Люди посоздавали, а теперь все это разваливается… Да, главное! — ему, кажется, надоело доказывать очевидное для него.— Столько избитых детей и взрослых!.. Вы чего… Медиков, студентов… Всех…

Поэтому я не волнуюсь за КС вообще!

— А что касается другой заграницы… Вы чего-то ждете от понедельничной встречи Владимира Путина и Александра Лукашенко?

— Ну да, я готов помечтать, потому что помечтать не вредно… Причем только от своего имени… Как человек…

— И?.. — мне уже не терпелось.

— Было бы классно увидеть нейтралитет со стороны России, а не моральную и, видимо, не только… поддержку Лукашенко. Вот как ваши коллеги из России работают же на белорусских каналах… Было бы классно…

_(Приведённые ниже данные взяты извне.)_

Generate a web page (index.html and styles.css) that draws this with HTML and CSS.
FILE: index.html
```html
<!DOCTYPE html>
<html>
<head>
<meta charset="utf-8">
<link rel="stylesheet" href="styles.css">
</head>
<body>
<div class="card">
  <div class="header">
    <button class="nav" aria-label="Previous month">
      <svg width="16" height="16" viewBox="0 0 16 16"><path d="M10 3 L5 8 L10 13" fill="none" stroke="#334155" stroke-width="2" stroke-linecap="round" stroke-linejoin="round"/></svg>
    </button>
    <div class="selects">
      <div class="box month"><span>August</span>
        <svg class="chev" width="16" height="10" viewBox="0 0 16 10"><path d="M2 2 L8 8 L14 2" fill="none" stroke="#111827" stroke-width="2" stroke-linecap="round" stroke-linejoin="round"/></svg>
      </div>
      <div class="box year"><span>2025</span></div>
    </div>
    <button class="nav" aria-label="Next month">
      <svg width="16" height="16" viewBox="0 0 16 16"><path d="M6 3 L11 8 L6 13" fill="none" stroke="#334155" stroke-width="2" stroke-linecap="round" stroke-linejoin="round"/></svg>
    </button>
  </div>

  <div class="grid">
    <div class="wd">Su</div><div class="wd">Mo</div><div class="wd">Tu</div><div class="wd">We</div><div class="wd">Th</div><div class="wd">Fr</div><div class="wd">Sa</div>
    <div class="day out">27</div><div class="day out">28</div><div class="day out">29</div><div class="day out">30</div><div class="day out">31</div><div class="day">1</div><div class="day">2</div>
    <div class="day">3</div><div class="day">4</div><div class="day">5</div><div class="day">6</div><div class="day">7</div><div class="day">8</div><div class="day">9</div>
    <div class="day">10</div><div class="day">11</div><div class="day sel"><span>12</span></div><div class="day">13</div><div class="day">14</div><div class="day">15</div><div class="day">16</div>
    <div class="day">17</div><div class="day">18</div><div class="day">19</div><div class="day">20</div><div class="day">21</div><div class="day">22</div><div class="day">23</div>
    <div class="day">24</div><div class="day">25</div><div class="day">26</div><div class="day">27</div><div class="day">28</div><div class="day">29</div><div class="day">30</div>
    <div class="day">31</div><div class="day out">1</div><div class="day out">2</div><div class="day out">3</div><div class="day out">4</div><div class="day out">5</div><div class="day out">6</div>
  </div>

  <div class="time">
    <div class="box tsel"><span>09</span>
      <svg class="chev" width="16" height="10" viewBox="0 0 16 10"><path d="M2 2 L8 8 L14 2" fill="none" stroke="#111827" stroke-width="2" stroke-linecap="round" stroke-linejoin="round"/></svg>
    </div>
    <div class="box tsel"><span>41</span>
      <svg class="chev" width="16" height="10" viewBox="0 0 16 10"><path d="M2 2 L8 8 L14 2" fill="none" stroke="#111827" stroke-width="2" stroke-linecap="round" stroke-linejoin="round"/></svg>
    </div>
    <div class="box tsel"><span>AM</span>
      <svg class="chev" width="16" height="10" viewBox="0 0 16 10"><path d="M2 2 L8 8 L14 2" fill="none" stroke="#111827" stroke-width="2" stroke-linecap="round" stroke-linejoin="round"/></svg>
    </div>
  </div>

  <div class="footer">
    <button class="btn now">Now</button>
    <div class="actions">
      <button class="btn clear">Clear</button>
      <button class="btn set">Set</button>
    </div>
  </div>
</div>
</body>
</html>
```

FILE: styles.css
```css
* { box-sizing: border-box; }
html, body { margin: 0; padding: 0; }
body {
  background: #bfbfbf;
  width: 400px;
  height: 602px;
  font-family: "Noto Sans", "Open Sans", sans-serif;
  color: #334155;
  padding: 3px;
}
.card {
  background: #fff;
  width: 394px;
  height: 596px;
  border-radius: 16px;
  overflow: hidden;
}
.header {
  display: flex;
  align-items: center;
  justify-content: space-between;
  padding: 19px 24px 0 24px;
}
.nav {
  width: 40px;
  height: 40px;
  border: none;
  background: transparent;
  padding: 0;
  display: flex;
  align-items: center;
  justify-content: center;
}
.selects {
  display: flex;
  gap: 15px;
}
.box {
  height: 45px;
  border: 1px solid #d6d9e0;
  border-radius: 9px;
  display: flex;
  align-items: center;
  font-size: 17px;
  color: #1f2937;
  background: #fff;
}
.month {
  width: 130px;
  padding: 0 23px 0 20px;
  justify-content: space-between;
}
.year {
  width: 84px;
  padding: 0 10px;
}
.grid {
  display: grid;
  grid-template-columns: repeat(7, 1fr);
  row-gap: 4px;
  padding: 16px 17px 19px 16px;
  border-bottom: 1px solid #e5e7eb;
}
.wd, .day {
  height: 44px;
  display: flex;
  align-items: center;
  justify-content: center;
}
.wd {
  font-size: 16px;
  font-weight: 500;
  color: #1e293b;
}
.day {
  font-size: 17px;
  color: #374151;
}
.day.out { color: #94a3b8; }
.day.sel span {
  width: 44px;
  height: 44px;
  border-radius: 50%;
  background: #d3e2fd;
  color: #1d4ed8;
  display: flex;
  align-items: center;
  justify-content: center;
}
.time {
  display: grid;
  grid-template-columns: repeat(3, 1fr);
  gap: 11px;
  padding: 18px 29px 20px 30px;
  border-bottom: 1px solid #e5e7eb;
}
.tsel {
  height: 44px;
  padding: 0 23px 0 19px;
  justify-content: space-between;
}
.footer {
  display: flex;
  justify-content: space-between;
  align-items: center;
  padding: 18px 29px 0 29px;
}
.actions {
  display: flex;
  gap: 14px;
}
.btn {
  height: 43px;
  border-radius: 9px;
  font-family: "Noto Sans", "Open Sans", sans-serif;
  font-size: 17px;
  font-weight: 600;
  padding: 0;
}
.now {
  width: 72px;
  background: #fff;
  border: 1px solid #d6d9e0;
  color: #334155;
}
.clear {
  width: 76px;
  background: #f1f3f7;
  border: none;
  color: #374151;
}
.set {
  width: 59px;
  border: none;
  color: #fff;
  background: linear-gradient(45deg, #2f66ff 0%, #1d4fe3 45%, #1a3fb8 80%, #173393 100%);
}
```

Я понимаю: вот если бы я по бизнесу вложился во что-то… Вложил бы реальные деньги, силы, мозги… И тут раз: что-то начинает разваливаться… И мне же обидно за мои инвестиции… А инвестиции огромные… И я понимаю эту инерцию. Но это инерция из далекого прошлого. Будущее — за другим!

— Но вы же понимаете, что Путин с Лукашенко в Сочи будет встречаться не для того, чтобы продемонстрировать нейтралитет, — не выдержал я нейтралитета.— Сам факт встречи — не об этом.

— Да, сейчас Россия помогает только завинчивать эту гайку,— согласился Максим Богрецов.— Но неужели не понятно, что это будет только продолжение агонии?! Но как было бы классно…

Вот с этим было никак не поспорить».